Ditto for Justin Trudeau. There are folks who hate everything he does. Not running a full Parliament right now makes sense health-wise, yet some don’t see it that way.

As for Mother Nature, it’s OK to hate on her right now. We’re all stuck in a new situation that basically forced so many of us to alter our daily habits, and she gives us lingering cold weather.

But we in Chatham-Kent shouldn’t be surprised. A switch will turn and we’ll be in hot weather, wondering what happened to spring…again. The Witch of the Seasons robs us of one of my favourites.

But I digress. As I’m shaking my fist at the clouds, railing against Mother Nature, you should be accomplishing something, anything. Even if it’s a jigsaw puzzle to keep you mind active, or the cleaning out of your cupboards. Or, one cupboard. Heck, a junk drawer.

Just remember, don’t take too big a bite.

Dress for success

Business casual is much more casual these days for those of us who trudge to the office day after day, even though it is closed to the public.

And then there are the trips to the grocery store or pharmacy. I now have a mask plan, but admittedly I have yet to don it while going into a store. I look like I’m robbing the place, honestly.

I do cough into my sleeve when I have to, and practise safe distancing, however.

And I use tap now. No touching cash, no touching the debit machine either.

Plus, I’ve learned new ways to open doors, especially automatic doors. Elbows are a great option. So too is a hand inside a jacket pocket. Fabric, not flesh, makes contact.

And then there’s the old, reliable option of hip-checking a door open on the way out. Don’t try this on a pull door, however.

So much for self-distancing…

Finn the indifferent

Our cat has shown he’s not concerned about COVID-19, even though a couple of kitties have tested positive in New York (OK, not enough test kits to go around and someone tested cats?).

He’s up to his old trick, while adding in a few new ones.

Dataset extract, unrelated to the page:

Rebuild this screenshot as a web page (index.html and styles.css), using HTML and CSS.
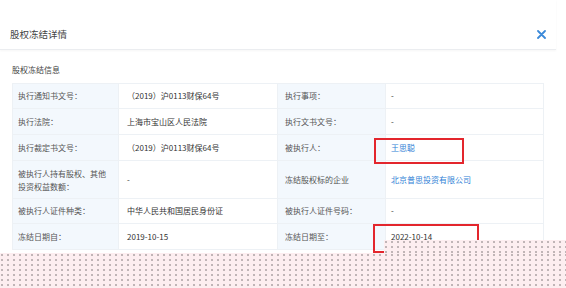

Sleep all day, for a while on the nearest human’s lap, but for the rest of the time in one of 100 favourite sleeping spots. Beds, shoe cupboard, office chair, laundry pile –all good options.

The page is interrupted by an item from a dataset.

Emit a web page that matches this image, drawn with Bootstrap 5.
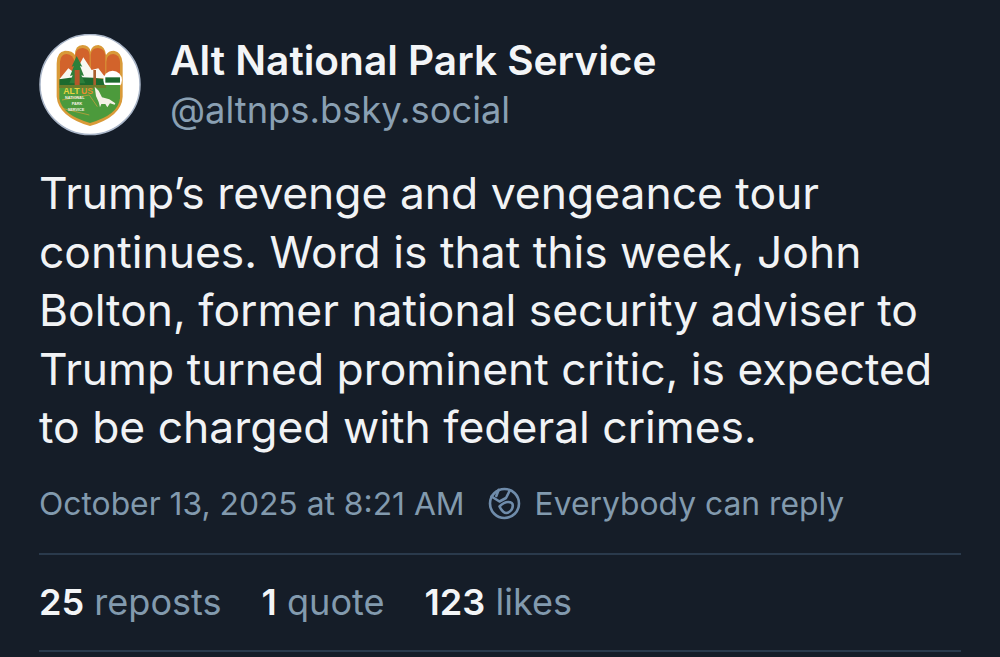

Go outside just before dark. Demand to come back inside. Demand to go back out. Want back in. Lather, rinse, repeat.

Finally stay out for a few hours, coming back in usually before midnight. Hang out with Mary Beth and Brenna until they go to bed.

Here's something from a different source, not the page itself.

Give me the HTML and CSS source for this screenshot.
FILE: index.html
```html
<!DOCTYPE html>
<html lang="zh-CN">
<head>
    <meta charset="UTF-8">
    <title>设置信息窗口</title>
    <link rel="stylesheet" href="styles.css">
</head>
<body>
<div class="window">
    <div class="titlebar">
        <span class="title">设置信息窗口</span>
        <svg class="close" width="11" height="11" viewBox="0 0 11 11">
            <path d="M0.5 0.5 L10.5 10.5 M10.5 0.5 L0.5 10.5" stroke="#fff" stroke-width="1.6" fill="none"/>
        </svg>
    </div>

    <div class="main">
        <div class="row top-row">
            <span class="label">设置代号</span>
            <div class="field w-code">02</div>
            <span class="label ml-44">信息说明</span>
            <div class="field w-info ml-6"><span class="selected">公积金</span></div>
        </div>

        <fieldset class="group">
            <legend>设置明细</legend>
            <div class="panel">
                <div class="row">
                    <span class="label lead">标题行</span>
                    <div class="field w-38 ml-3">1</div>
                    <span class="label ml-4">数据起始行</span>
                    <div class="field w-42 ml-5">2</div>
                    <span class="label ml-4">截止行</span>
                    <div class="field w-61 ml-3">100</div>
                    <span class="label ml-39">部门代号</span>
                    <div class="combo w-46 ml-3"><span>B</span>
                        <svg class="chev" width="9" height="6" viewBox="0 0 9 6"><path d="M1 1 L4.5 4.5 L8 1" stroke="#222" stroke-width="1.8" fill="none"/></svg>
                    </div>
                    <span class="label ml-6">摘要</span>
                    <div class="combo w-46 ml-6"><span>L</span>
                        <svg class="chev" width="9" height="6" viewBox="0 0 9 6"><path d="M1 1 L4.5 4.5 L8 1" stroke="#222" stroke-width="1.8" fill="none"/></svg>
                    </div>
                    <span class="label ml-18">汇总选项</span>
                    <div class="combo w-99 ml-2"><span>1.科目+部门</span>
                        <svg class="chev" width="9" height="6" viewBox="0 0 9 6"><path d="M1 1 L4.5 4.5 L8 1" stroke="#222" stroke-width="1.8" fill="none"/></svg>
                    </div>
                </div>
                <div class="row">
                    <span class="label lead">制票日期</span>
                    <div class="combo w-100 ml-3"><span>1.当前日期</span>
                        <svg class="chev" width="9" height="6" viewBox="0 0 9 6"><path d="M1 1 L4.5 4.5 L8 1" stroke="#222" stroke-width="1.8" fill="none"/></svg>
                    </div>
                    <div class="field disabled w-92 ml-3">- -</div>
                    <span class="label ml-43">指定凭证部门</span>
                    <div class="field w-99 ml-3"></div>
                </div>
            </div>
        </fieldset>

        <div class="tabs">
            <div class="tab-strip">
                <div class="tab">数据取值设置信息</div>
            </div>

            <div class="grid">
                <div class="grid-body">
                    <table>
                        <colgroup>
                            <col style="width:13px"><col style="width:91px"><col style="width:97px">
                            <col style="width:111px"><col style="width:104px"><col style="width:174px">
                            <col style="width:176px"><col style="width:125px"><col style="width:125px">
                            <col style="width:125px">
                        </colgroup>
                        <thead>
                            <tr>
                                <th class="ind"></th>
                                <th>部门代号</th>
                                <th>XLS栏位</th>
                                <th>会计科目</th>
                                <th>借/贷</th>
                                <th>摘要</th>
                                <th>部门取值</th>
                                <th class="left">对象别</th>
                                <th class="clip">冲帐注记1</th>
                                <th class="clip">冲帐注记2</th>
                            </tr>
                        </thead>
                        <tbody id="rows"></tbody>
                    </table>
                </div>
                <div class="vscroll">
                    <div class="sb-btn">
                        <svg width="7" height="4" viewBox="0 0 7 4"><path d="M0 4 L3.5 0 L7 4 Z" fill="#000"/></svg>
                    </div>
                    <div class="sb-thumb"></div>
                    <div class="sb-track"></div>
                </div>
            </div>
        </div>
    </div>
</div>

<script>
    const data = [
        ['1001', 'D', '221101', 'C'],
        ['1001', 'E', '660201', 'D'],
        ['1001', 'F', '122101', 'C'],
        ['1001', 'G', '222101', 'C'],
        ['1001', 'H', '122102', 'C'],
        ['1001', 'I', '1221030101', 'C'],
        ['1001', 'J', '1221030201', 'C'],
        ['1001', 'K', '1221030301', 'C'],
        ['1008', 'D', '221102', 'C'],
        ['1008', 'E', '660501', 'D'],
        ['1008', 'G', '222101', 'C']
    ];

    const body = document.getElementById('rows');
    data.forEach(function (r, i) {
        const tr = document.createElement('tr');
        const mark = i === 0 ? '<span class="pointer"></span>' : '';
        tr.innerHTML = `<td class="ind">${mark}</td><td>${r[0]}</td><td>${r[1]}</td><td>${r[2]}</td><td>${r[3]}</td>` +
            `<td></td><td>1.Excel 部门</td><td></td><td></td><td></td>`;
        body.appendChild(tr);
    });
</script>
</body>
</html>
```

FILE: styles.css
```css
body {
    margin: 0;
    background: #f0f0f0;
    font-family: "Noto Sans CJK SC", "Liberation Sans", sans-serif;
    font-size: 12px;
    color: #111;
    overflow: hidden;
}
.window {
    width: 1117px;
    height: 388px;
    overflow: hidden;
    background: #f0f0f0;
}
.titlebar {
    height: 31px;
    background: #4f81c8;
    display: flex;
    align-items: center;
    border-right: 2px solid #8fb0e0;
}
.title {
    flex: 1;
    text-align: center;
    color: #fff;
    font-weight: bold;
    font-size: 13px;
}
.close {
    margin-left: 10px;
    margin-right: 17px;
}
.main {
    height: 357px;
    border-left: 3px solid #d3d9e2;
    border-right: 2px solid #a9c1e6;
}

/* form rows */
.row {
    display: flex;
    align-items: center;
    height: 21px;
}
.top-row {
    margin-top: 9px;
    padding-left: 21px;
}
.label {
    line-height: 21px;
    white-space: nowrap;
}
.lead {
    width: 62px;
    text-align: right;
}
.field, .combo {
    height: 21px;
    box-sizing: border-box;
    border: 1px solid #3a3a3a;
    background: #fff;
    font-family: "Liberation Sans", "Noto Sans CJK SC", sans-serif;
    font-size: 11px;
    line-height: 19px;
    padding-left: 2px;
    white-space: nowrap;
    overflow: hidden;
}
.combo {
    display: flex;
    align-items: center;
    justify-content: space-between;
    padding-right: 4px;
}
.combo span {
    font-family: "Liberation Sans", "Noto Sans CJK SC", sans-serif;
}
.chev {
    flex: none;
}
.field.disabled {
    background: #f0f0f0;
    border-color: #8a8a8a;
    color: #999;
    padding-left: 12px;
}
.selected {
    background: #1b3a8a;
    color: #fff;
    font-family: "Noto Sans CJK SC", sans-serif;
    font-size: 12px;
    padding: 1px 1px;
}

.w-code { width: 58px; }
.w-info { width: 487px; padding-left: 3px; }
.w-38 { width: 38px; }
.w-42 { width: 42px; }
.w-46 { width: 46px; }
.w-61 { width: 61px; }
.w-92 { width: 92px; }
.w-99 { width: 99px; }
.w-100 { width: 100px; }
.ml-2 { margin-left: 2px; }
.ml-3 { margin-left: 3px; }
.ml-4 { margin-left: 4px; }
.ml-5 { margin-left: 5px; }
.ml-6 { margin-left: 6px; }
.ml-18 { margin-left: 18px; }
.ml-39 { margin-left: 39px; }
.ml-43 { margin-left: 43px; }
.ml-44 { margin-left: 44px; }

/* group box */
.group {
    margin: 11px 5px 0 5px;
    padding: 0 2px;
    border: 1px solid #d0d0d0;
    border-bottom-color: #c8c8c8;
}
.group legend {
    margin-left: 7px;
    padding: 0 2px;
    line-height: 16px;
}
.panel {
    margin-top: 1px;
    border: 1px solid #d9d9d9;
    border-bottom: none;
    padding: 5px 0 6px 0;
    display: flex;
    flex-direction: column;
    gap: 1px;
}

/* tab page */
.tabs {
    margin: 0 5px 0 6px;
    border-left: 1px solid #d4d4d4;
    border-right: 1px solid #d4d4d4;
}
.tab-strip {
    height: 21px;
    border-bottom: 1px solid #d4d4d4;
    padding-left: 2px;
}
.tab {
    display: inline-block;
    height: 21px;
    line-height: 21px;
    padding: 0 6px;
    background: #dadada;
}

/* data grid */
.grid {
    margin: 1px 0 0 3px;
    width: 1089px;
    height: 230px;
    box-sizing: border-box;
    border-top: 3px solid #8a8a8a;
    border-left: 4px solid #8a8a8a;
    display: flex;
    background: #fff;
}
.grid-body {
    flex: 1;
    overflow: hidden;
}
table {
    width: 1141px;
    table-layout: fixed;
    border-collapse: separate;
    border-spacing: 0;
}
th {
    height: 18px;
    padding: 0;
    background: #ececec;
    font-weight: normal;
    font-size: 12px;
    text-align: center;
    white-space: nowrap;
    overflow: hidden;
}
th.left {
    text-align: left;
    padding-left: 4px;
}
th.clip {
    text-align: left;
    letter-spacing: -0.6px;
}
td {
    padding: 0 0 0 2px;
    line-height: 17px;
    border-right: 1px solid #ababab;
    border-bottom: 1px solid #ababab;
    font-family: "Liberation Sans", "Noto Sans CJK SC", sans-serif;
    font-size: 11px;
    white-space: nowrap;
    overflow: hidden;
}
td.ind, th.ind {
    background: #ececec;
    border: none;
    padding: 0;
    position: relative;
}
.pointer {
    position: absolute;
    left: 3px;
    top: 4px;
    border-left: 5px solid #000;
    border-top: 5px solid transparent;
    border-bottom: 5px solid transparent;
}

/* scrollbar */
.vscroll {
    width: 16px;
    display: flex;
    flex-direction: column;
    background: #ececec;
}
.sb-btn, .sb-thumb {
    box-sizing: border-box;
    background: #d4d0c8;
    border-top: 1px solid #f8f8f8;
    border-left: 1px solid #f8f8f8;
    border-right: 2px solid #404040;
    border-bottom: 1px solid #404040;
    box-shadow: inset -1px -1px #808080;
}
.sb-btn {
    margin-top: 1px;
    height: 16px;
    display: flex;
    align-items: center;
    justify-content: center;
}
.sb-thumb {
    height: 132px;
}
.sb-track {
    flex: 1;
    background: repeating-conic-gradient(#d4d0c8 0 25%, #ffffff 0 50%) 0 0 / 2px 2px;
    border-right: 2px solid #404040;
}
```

Loudly come down the stairs to wake up snoozing Bruce, making sure to emit some strange sound on each stair.

Hop onto Bruce’s chest and bash face into his chin repeatedly. Once he’s wide awake, settle down and fall asleep on his chest, looking all cute and innocent (I know better, pal).

When Bruce drifts off again, get up, stretch on his chest and shift down to the footrest of the recliner.

Wait a couple of hours, wake up, whine a lot, or scratch something, get kicked outdoors.

And this is where Finn is now adding some oddball new tactics. It’s 4 a.m. I feel a sharp sting on my right heel. The cat has his claw in my sock, jolting me awake. Strange way to say “hi.”

Time: 3:35 a.m. Claws are now in the cover of Bruce’s left stereo speaker. Get kicked outside.

It’s 2:55 a.m. Run up Bruce’s body, hop off the top of the headrest in the recliner and attack the sectional behind him. Get kicked outside.

Time is 3:18 a.m. Jump onto recliner with a cute little fuzzy red mouse play toy. Way too close to Bruce’s crotch for his comfort, considering how you are clawing at that toy. Get kicked outside.

It’s 2:42 a.m. Bring the toy mouse back into play (the scared look on Bruce’s face showed what a hit it was), then claw up the other recliner, hang upside down, and play with toy, with wild look in eyes. Receive a chuckle from Bruce. Get kicked outside.

At least Finn changes things up a bit. Sheesh.




  1. Is the fish pond still in the backyard? What does Finn think of that? It has been over 7 years since we moved away from across the road and on May 17 it will be 15 years since our son Shawn Persyn died. We miss all the great neighbours . Love your paper.

    • Fish pond is still in the yard, yes. In the process of cleaning it up. We lost all the koi over two tough winters, so there are only goldfish left, however. Seven years already! Wow. And 15 since Shawn passed. Jeez. Time flies. Neighbourhood has undergone a bit of a change, for sure. Some nice neighbours, but no more get togethers with all of us.